Test What changes What stays fixed
Color story neutral, bright, seasonal, monochrome shirt count, lighting, camera distance
Layout straight row, arc, layered stack, hanging rack shirt colors and proportions
Motion slow push-in, gentle float, fabric ripple, snap transition product shape and collar detail
End frame single hero, full lineup, detail crop background, palette, brand mood

This grid makes review easier because the team can see whether performance comes from the product, the arrangement, or the motion. If the collars mutate, reduce the number of shirts and use a larger hero item. If sleeve length changes between frames, lock the garment block and remove extra fabric adjectives. If the video feels too empty, add light movement before adding props.

For a broader apparel campaign, use AI apparel design pattern workflow to define the product language first, then build model or detail frames in AI Image Generator. Animate only the strongest lineup in Image to Video, and reserve high-energy cuts for AI Video Ads. The shirt should always read as a real product before it reads as a visual effect.

Try it in Naviya

In Naviya, create a hero lineup frame first, then animate it with a slow push-in. Build two follow-up frames in the same style: a smaller lineup and a detail close-up. Use video ads to create alternate first seconds for ecommerce retargeting: full collection opener, hero shirt opener, or fabric detail opener.

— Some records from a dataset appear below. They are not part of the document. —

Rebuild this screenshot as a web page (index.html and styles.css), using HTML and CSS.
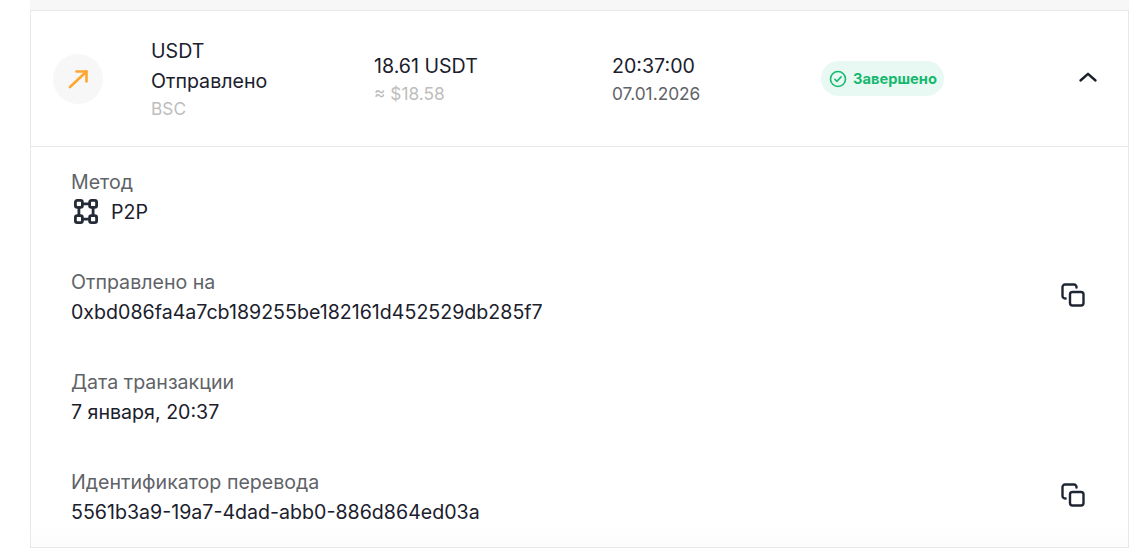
FILE: index.html
```html
<!DOCTYPE html>
<html lang="ru">
<head>
    <meta charset="UTF-8">
    <meta name="viewport" content="width=device-width, initial-scale=1.0">
    <title>Транзакция</title>
    <link rel="stylesheet" href="styles.css">
</head>
<body>
    <div class="top-strip"></div>
    <div class="tx-card">
        <div class="tx-row">
            <div class="tx-icon">
                <svg width="24" height="24" viewBox="0 0 24 24" fill="none" stroke="#ffa630" stroke-width="2.6" stroke-linecap="round" stroke-linejoin="round">
                    <path d="M4 20 L20.5 4.5"/>
                    <path d="M10.5 4.5 H20.5 V14.5"/>
                </svg>
            </div>
            <div class="tx-name">
                <div>USDT</div>
                <div>Отправлено</div>
                <div class="tx-muted">BSC</div>
            </div>
            <div class="tx-amount">
                <div>18.61 USDT</div>
                <div class="tx-muted">≈ $18.58</div>
            </div>
            <div class="tx-time">
                <div>20:37:00</div>
                <div class="tx-date">07.01.2026</div>
            </div>
            <div class="tx-status">
                <span class="status-pill">
                    <svg width="18" height="18" viewBox="0 0 18 18" fill="none" stroke="#16b96f" stroke-width="1.6" stroke-linecap="round" stroke-linejoin="round">
                        <circle cx="9" cy="9" r="7.5"/>
                        <path d="M5.9 9.3 L8 11.3 L12.1 6.9"/>
                    </svg>
                    Завершено
                </span>
            </div>
            <div class="tx-toggle">
                <svg width="20" height="12" viewBox="0 0 20 12" fill="none" stroke="#1a202c" stroke-width="2.4" stroke-linecap="round" stroke-linejoin="round">
                    <path d="M2.5 9.5 L10 2.8 L17.5 9.5"/>
                </svg>
            </div>
        </div>
        <div class="tx-details">
            <div class="detail">
                <div class="detail-text">
                    <div class="detail-label">Метод</div>
                    <div class="detail-method">
                        <svg width="28" height="28" viewBox="0 0 28 28" fill="none" stroke="#252b37" stroke-width="2.8" stroke-linejoin="round">
                            <rect x="4.4" y="2.4" width="7" height="7" rx="1.8"/>
                            <rect x="18.6" y="2.4" width="7" height="7" rx="1.8"/>
                            <rect x="4.4" y="17.6" width="7" height="7" rx="1.8"/>
                            <rect x="18.6" y="17.6" width="7" height="7" rx="1.8"/>
                            <path d="M11.4 5.9 H18.6 M11.4 21.1 H18.6 M7.9 9.4 V17.6 M22.1 9.4 V17.6"/>
                        </svg>
                        <span>P2P</span>
                    </div>
                </div>
            </div>
            <div class="detail">
                <div class="detail-text">
                    <div class="detail-label">Отправлено на</div>
                    <div>0xbd086fa4a7cb189255be182161d452529db285f7</div>
                </div>
                <svg class="copy-icon" width="24" height="24" viewBox="0 0 24 24" fill="none" stroke="#1f2633" stroke-width="2.4" stroke-linecap="round" stroke-linejoin="round">
                    <rect x="9" y="9" width="13.5" height="13.5" rx="2.5"/>
                    <path d="M4.6 15.5 H4 A2.5 2.5 0 0 1 1.5 13 V4 A2.5 2.5 0 0 1 4 1.5 H13 A2.5 2.5 0 0 1 15.5 4 V4.6"/>
                </svg>
            </div>
            <div class="detail">
                <div class="detail-text">
                    <div class="detail-label">Дата транзакции</div>
                    <div>7 января, 20:37</div>
                </div>
            </div>
            <div class="detail">
                <div class="detail-text">
                    <div class="detail-label">Идентификатор перевода</div>
                    <div>5561b3a9-19a7-4dad-abb0-886d864ed03a</div>
                </div>
                <svg class="copy-icon" width="24" height="24" viewBox="0 0 24 24" fill="none" stroke="#1f2633" stroke-width="2.4" stroke-linecap="round" stroke-linejoin="round">
                    <rect x="9" y="9" width="13.5" height="13.5" rx="2.5"/>
                    <path d="M4.6 15.5 H4 A2.5 2.5 0 0 1 1.5 13 V4 A2.5 2.5 0 0 1 4 1.5 H13 A2.5 2.5 0 0 1 15.5 4 V4.6"/>
                </svg>
            </div>
        </div>
    </div>
</body>
</html>
```

FILE: styles.css
```css
/* Page */
html, body {
    height: 100%;
}

body {
    margin: 0;
    padding: 0 6px 0 30px;
    overflow: hidden;
    background: #fff;
    color: #1a202c;
    font-family: 'Inter', sans-serif;
    font-size: 19.6px;
    line-height: 30px;
}

.top-strip {
    height: 10px;
    background: #f7f7f7;
}

/* Card */
.tx-card {
    border: 1px solid #e8e8e8;
}

.tx-row {
    display: grid;
    grid-template-columns: 98px 223px 238px 209px 1fr 40px;
    align-items: center;
    height: 135px;
    padding: 0 30px 0 22px;
    border-bottom: 1px solid #e8e8e8;
}

.tx-icon {
    display: flex;
    align-items: center;
    justify-content: center;
    width: 50px;
    height: 50px;
    border-radius: 50%;
    background: #f7f7f7;
}

.tx-muted {
    color: #bdbdbd;
    font-size: 17.3px;
    line-height: 26px;
}

.tx-date {
    color: #5f6368;
    font-size: 17.3px;
    line-height: 26px;
}

/* Status */
.status-pill {
    display: inline-flex;
    align-items: center;
    gap: 6px;
    height: 35px;
    padding: 0 7px 0 8px;
    border-radius: 18px;
    background: #e8f8f2;
    color: #16b96f;
    font-size: 14.7px;
    font-weight: 700;
}

.tx-toggle {
    display: flex;
    justify-content: flex-end;
    margin-bottom: 4px;
}

/* Details */
.tx-details {
    display: flex;
    flex-direction: column;
    gap: 40px;
    padding: 20px 43px 20px 40px;
    background: linear-gradient(to bottom, #fff calc(100% - 24px), #fcfcfc);
}

.detail {
    display: flex;
    align-items: center;
    justify-content: space-between;
}

.detail-label {
    color: #5f6368;
}

.detail-method {
    display: flex;
    align-items: center;
    gap: 12px;
}

.copy-icon {
    margin-bottom: 4px;
}
```
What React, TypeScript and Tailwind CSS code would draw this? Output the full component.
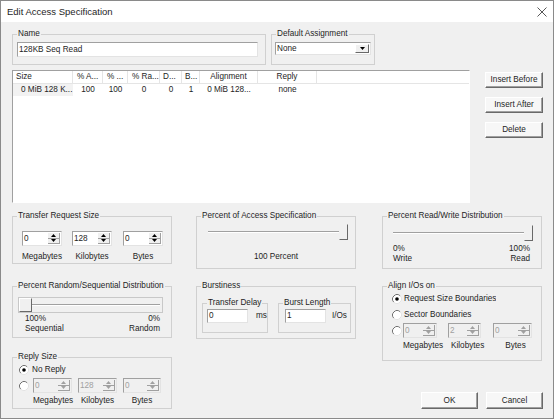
import React from 'react'

const Arrow = ({ down, disabled }: { down?: boolean; disabled?: boolean }) => (
  <svg width="5" height="3" viewBox="0 0 5 3">
    <path d={down ? 'M0 0 L5 0 L2.5 3 Z' : 'M0 3 L5 3 L2.5 0 Z'} fill={disabled ? '#a0a0a0' : '#000'} />
  </svg>
)

const Radio = ({ checked }: { checked?: boolean }) => (
  <svg width="10" height="10" viewBox="0 0 10 10" className="shrink-0">
    <circle cx="5" cy="5" r="4.5" fill="#fff" />
    <path d="M1.82 8.18 A4.5 4.5 0 0 1 8.18 1.82" fill="none" stroke="#707070" strokeWidth="1" />
    <path d="M8.18 1.82 A4.5 4.5 0 0 1 1.82 8.18" fill="none" stroke="#e3e3e3" strokeWidth="1" />
    {checked && <circle cx="5" cy="5" r="1.8" fill="#000" />}
  </svg>
)

const Group = ({ label, className, children }: { label: string; className: string; children?: React.ReactNode }) => (
  <fieldset className={`border border-[#d0d0d0] ${className}`}>
    <legend className="ml-[4px] px-[1px] leading-[10px]">{label}</legend>
    {children}
  </fieldset>
)

const Spin = ({ value, w, disabled }: { value: string; w: string; disabled?: boolean }) => (
  <div
    className={`flex h-[15px] ${w} border border-t-[#a0a0a0] border-l-[#a0a0a0] border-r-[#e3e3e3] border-b-[#e3e3e3] ${
      disabled ? 'bg-[#f0f0f0] text-[#a0a0a0]' : 'bg-white'
    }`}
  >
    <span className="flex-1 pl-[1px] leading-[13px]">{value}</span>
    <div className="my-[1px] mr-[1px] flex w-[12px] flex-col">
      <div className="flex flex-1 items-center justify-center border-r border-b border-[#a0a0a0] bg-[#f0f0f0]">
        <Arrow disabled={disabled} />
      </div>
      <div className="flex flex-1 items-center justify-center border-r border-b border-[#a0a0a0] bg-[#f0f0f0]">
        <Arrow down disabled={disabled} />
      </div>
    </div>
  </div>
)

const Btn = ({ label, w, h }: { label: string; w: string; h: string }) => (
  <div
    className={`flex ${w} ${h} items-center justify-center border border-t-white border-l-white border-r-[#696969] border-b-[#696969] bg-[#f7f7f7] shadow-[inset_-1px_-1px_0_#a0a0a0]`}
  >
    {label}
  </div>
)

const Track = ({ w }: { w: string }) => (
  <div className={`h-[2px] ${w} border-t border-t-[#a0a0a0] border-b border-b-white`} />
)

const Thumb = () => (
  <div className="-ml-[1px] h-[16px] w-[9px] border border-t-[#f0f0f0] border-l-[#f0f0f0] border-r-[#696969] border-b-[#696969]" />
)

const columns = [
  { head: 'Size', cell: '0 MiB 128 K...', w: 'w-[60px]', hAlign: 'pl-[3px]', cAlign: 'pl-[8px] bg-[#f2f2f2]' },
  { head: '% A...', cell: '100', w: 'w-[30px]', hAlign: 'pl-[4px]', cAlign: 'text-center' },
  { head: '% ...', cell: '100', w: 'w-[25px]', hAlign: 'pl-[4px]', cAlign: 'text-center' },
  { head: '% Ra...', cell: '0', w: 'w-[32px]', hAlign: 'pl-[4px]', cAlign: 'text-center' },
  { head: 'D...', cell: '0', w: 'w-[22px]', hAlign: 'pl-[3px]', cAlign: 'text-center' },
  { head: 'B...', cell: '1', w: 'w-[18px]', hAlign: 'pl-[3px]', cAlign: 'text-center' },
  { head: 'Alignment', cell: '0 MiB 128...', w: 'w-[58px]', hAlign: 'text-center', cAlign: 'text-center' },
  { head: 'Reply', cell: 'none', w: 'w-[59px]', hAlign: 'text-center', cAlign: 'text-center' }
]

export default function App() {
  return (
    <div className="flex h-[419px] w-[554px] flex-col overflow-hidden border border-[#8a8a8a] bg-[#f0f0f0] font-['Liberation_Sans',Arial,sans-serif] text-[8.2px] leading-[10px] text-[#1e1e1e]">
      {/* Title bar */}
      <div className="flex h-[21px] shrink-0 items-center justify-between bg-white pr-[6px] pl-[6px] text-[9.5px]">
        <span>Edit Access Specification</span>
        <svg width="10" height="10" viewBox="0 0 10 10">
          <path d="M0.5 0.5 L9.5 9.5 M9.5 0.5 L0.5 9.5" stroke="#444" strokeWidth="0.9" />
        </svg>
      </div>

      <div className="flex flex-1 flex-col pl-[11px]">
        {/* Name / Default Assignment */}
        <div className="mt-[7px] flex">
          <Group label="Name" className="h-[36px] w-[254px]">
            <div className="mt-[3px] ml-[4px] h-[15px] w-[241px] border border-t-[#a0a0a0] border-l-[#a0a0a0] border-r-[#e3e3e3] border-b-[#e3e3e3] bg-white pl-[1px] leading-[13px]">
              128KB Seq Read
            </div>
          </Group>
          <Group label="Default Assignment" className="ml-[5px] h-[36px] w-[104px]">
            <div className="mt-[3px] ml-[3px] flex h-[13px] w-[96px] border border-t-[#a0a0a0] border-l-[#a0a0a0] border-r-[#e3e3e3] border-b-[#e3e3e3] bg-white">
              <span className="flex-1 pl-[1px] leading-[11px]">None</span>
              <div className="my-[1px] mr-[1px] flex w-[14px] items-center justify-center border border-t-white border-l-white border-r-[#696969] border-b-[#696969] bg-[#f0f0f0]">
                <Arrow down />
              </div>
            </div>
          </Group>
        </div>

        {/* List + side buttons */}
        <div className="mt-[5px] flex">
          <div className="h-[133px] w-[458px] border border-t-[#a0a0a0] border-l-[#a0a0a0] border-r-white border-b-white bg-white">
            <div className="flex h-[13px] border-b border-[#e5e5e5]">
              {columns.map((c) => (
                <div key={c.head} className={`${c.w} ${c.hAlign} shrink-0 border-r border-[#e5e5e5] leading-[12px] whitespace-nowrap`}>
                  {c.head}
                </div>
              ))}
            </div>
            <div className="flex h-[12px]">
              {columns.map((c) => (
                <div key={c.head} className={`${c.w} ${c.cAlign} shrink-0 leading-[12px] whitespace-nowrap`}>
                  {c.cell}
                </div>
              ))}
            </div>
          </div>
          <div className="mt-[2px] ml-[15px] flex flex-col gap-[9px]">
            <Btn label="Insert Before" w="w-[58px]" h="h-[16px]" />
            <Btn label="Insert After" w="w-[58px]" h="h-[16px]" />
            <Btn label="Delete" w="w-[58px]" h="h-[16px]" />
          </div>
        </div>

        {/* Lower panels */}
        <div className="mt-[8px] flex items-start">
          {/* Column 1 */}
          <div className="flex w-[160px] flex-col">
            <Group label="Transfer Request Size" className="h-[53px] w-[160px]">
              <div className="mt-[10px] flex pl-[9px]">
                <div className="flex w-[40px] flex-col items-center">
                  <Spin value="0" w="w-[40px]" />
                  <span className="mt-[6px] whitespace-nowrap">Megabytes</span>
                </div>
                <div className="ml-[10px] flex w-[40px] flex-col items-center">
                  <Spin value="128" w="w-[40px]" />
                  <span className="mt-[6px] whitespace-nowrap">Kilobytes</span>
                </div>
                <div className="ml-[11px] flex w-[40px] flex-col items-center">
                  <Spin value="0" w="w-[40px]" />
                  <span className="mt-[6px] whitespace-nowrap">Bytes</span>
                </div>
              </div>
            </Group>

            <Group label="Percent Random/Sequential Distribution" className="mt-[17px] h-[57px] w-[160px]">
              <div className="mt-[6px] ml-[5px] flex h-[16px] w-[145px] items-center border border-[#c8c8c8]">
                <div className="h-[14px] w-[13px] border border-t-white border-l-white border-r-[#696969] border-b-[#696969] bg-[#f0f0f0]" />
                <div className="mr-[2px] h-[2px] flex-1 border-t border-t-[#a0a0a0] border-b border-b-white" />
              </div>
              <div className="mt-[1px] flex justify-between pr-[11px] pl-[12px]">
                <div>
                  100%
                  <br />
                  Sequential
                </div>
                <div className="text-right">
                  0%
                  <br />
                  Random
                </div>
              </div>
            </Group>

            <Group label="Reply Size" className="mt-[14px] h-[57px] w-[160px]">
              <div className="mt-[3px] flex h-[10px] items-center pl-[6px]">
                <Radio checked />
                <span className="ml-[3px]">No Reply</span>
              </div>
              <div className="mt-[3px] flex items-center pl-[6px]">
                <Radio />
                <div className="ml-[4px] flex gap-[6px]">
                  <Spin value="0" w="w-[39px]" disabled />
                  <Spin value="128" w="w-[39px]" disabled />
                  <Spin value="0" w="w-[38px]" disabled />
                </div>
              </div>
              <div className="mt-[3px] flex gap-[6px] pl-[20px]">
                <span className="w-[39px] text-center whitespace-nowrap">Megabytes</span>
                <span className="w-[39px] text-center whitespace-nowrap">Kilobytes</span>
                <span className="w-[38px] text-center whitespace-nowrap">Bytes</span>
              </div>
            </Group>
          </div>

          {/* Column 2 */}
          <div className="ml-[24px] flex w-[160px] flex-col">
            <Group label="Percent of Access Specification" className="h-[58px] w-[160px]">
              <div className="mt-[3px] flex h-[16px] items-center pl-[11px]">
                <Track w="w-[132px]" />
                <Thumb />
              </div>
              <div className="mt-[12px] text-center">100 Percent</div>
            </Group>

            <Group label="Burstiness" className="mt-[12px] h-[58px] w-[160px]">
              <div className="mt-[7px] flex pl-[5px]">
                <Group label="Transfer Delay" className="h-[35px] w-[63px]">
                  <div className="mt-[1px] flex items-center">
                    <div className="ml-[4px] h-[14px] w-[41px] border border-t-[#a0a0a0] border-l-[#a0a0a0] border-r-[#e3e3e3] border-b-[#e3e3e3] bg-white pl-[1px] leading-[12px]">
                      0
                    </div>
                    <span className="ml-[8px]">ms</span>
                  </div>
                </Group>
                <Group label="Burst Length" className="ml-[10px] h-[35px] w-[73px]">
                  <div className="mt-[1px] flex items-center">
                    <div className="ml-[6px] h-[14px] w-[41px] border border-t-[#a0a0a0] border-l-[#a0a0a0] border-r-[#e3e3e3] border-b-[#e3e3e3] bg-white pl-[1px] leading-[12px]">
                      1
                    </div>
                    <span className="ml-[6px]">I/Os</span>
                  </div>
                </Group>
              </div>
            </Group>
          </div>

          {/* Column 3 */}
          <div className="ml-[26px] flex w-[161px] flex-col">
            <Group label="Percent Read/Write Distribution" className="h-[58px] w-[160px]">
              <div className="mt-[4px] flex h-[16px] items-center pl-[10px]">
                <Track w="w-[132px]" />
                <Thumb />
              </div>
              <div className="mt-[3px] flex justify-between pr-[11px] pl-[10px]">
                <div>
                  0%
                  <br />
                  Write
                </div>
                <div className="text-right">
                  100%
                  <br />
                  Read
                </div>
              </div>
            </Group>

            <Group label="Align I/Os on" className="mt-[12px] h-[80px] w-[160px]">
              <div className="mt-[3px] flex h-[10px] items-center pl-[9px]">
                <Radio checked />
                <span className="ml-[2px] w-[92px] overflow-hidden whitespace-nowrap">Request Size Boundaries</span>
              </div>
              <div className="mt-[6px] flex h-[10px] items-center pl-[9px]">
                <Radio />
                <span className="ml-[2px]">Sector Boundaries</span>
              </div>
              <div className="mt-[3px] flex items-center pl-[9px]">
                <Radio />
                <div className="ml-[1px] flex">
                  <Spin value="0" w="w-[34px]" disabled />
                  <div className="ml-[11px]">
                    <Spin value="2" w="w-[33px]" disabled />
                  </div>
                  <div className="ml-[12px]">
                    <Spin value="0" w="w-[39px]" disabled />
                  </div>
                </div>
              </div>
              <div className="mt-[3px] flex pl-[20px]">
                <span className="w-[37px] text-center whitespace-nowrap">Megabytes</span>
                <span className="ml-[11px] w-[33px] text-center whitespace-nowrap">Kilobytes</span>
                <span className="ml-[12px] w-[39px] text-center whitespace-nowrap">Bytes</span>
              </div>
            </Group>

            <div className="mt-[31px] flex justify-end gap-[8px]">
              <Btn label="OK" w="w-[57px]" h="h-[17px]" />
              <Btn label="Cancel" w="w-[57px]" h="h-[17px]" />
            </div>
          </div>
        </div>
      </div>
    </div>
  )
}
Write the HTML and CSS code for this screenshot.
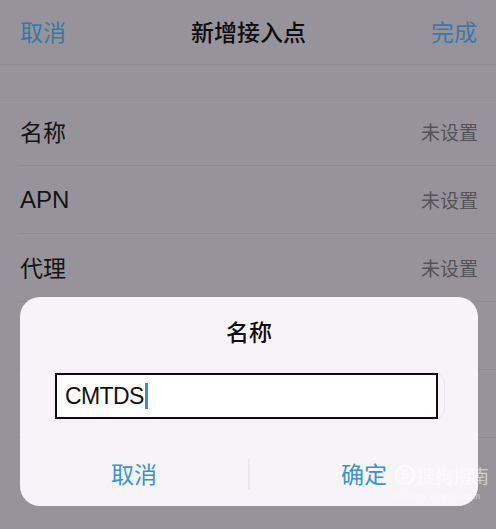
FILE: index.html
```html
<!DOCTYPE html>
<html lang="zh">
<head>
<meta charset="utf-8">
<link rel="stylesheet" href="styles.css">
</head>
<body>
<div class="screen">
  <header class="nav">
    <span class="nav-btn">取消</span>
    <span class="nav-title">新增接入点</span>
    <span class="nav-btn">完成</span>
  </header>
  <div class="gap"></div>
  <ul class="list">
    <li class="row"><span class="label">名称</span><span class="value">未设置</span></li>
    <li class="row"><span class="label latin">APN</span><span class="value">未设置</span></li>
    <li class="row"><span class="label">代理</span><span class="value">未设置</span></li>
    <li class="row"><span class="label"></span><span class="value"></span></li>
    <li class="row"><span class="label"></span><span class="value"></span></li>
  </ul>

  <div class="dialog">
    <div class="dialog-title">名称</div>
    <div class="field-wrap">
      <div class="field"><span class="field-text">CMTDS</span><span class="caret"></span></div>
      <div class="ghost"></div>
    </div>
    <div class="actions">
      <span class="action">取消</span>
      <span class="divider"></span>
      <span class="action">确定</span>
    </div>
  </div>

  <div class="watermark">
    <div class="wm-main"><span class="wm-s">S</span>搜狗指南</div>
    <div class="wm-url">zhinan.sogou.com</div>
  </div>
</div>
</body>
</html>
```
FILE: styles.css
```css
* { box-sizing: border-box; margin: 0; padding: 0; }
html, body { width: 496px; height: 529px; overflow: hidden; }
body {
  background: #97939a;
  font-family: "Noto Sans CJK SC", "Noto Sans", sans-serif;
}
.screen { position: relative; width: 496px; height: 529px; }
.nav {
  height: 65px;
  display: flex;
  align-items: center;
  justify-content: space-between;
  padding: 0 19px 0 20px;
  border-bottom: 1px solid #8d8a90;
}
.nav-btn { font-size: 23px; color: #3b78a9; line-height: 1; padding-bottom: 2px; }
.nav-title { font-size: 23px; color: #0d0d0f; line-height: 1; padding-bottom: 2px; font-weight: 500; }
.gap { height: 33px; border-bottom: 1px solid #928e95; }
.list { list-style: none; }
.row {
  height: 68px;
  margin-left: 18px;
  padding-right: 18px;
  display: flex;
  align-items: center;
  justify-content: space-between;
  border-bottom: 1px solid #8c8990;
}
.label { font-size: 23px; color: #141315; margin-left: 2px; line-height: 1; }
.label.latin { font-family: "Liberation Sans", "Noto Sans", sans-serif; font-size: 24px; }
.value { font-size: 19px; color: #555358; line-height: 1; }

.dialog {
  position: absolute;
  left: 20px;
  top: 297px;
  width: 458px;
  height: 209px;
  background: #f7f4f8;
  border-radius: 20px;
  display: flex;
  flex-direction: column;
}
.dialog-title {
  text-align: center;
  font-size: 23px;
  color: #0e0e10;
  line-height: 1;
  margin-top: 23px;
  font-weight: 500;
}
.field-wrap { position: relative; margin: 30px 0 0 35px; height: 46px; }
.ghost {
  position: absolute;
  left: 0; top: 0;
  width: 390px; height: 46px;
  border-radius: 10px;
  border: 1px solid #eae7ec;
}
.field {
  position: relative;
  z-index: 1;
  width: 383px;
  height: 46px;
  border: 2px solid #0b0b0b;
  background: #ffffff;
  display: flex;
  align-items: center;
  padding-left: 8px;
}
.field-text {
  font-family: "Liberation Sans", "Noto Sans", sans-serif;
  font-size: 23px;
  color: #111;
  letter-spacing: -0.6px;
}
.caret { width: 3px; height: 26px; background: #3d8fd0; margin-left: 1px; }
.actions {
  flex: 1;
  display: flex;
  align-items: center;
  padding-top: 22px;
}
.action {
  flex: 1;
  text-align: center;
  font-size: 23px;
  color: #3a93cf;
  line-height: 1;
}
.divider { width: 2px; height: 30px; background: #ebe8ed; }

.watermark {
  position: absolute;
  left: 395px;
  top: 463px;
  color: rgba(255,255,255,0.55);
}
.wm-main { font-size: 18px; line-height: 24px; display: flex; align-items: center; }
.wm-s {
  display: inline-flex; align-items: center; justify-content: center;
  width: 20px; height: 20px; border-radius: 50%;
  border: 2px solid rgba(255,255,255,0.55);
  font-family: "Liberation Sans", sans-serif; font-weight: bold; font-size: 13px;
  margin-right: 2px;
}
.wm-url { font-family: "Liberation Sans", sans-serif; font-size: 9px; letter-spacing: 0.8px; margin-top: 4px; }
```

If the goal is a product page, keep the motion slow and stable. If the goal is paid social, make the first second more active but keep the shirt shape protected.

Final checklist

Before publishing, confirm that the shirt count stays consistent, collars and sleeves remain natural, and the product is visible in every frame. A good AI shirt ad feels like a controlled product film, not a trick shot. When the motion is restrained and the visual system is consistent, a simple floating shirt can carry a surprisingly premium campaign.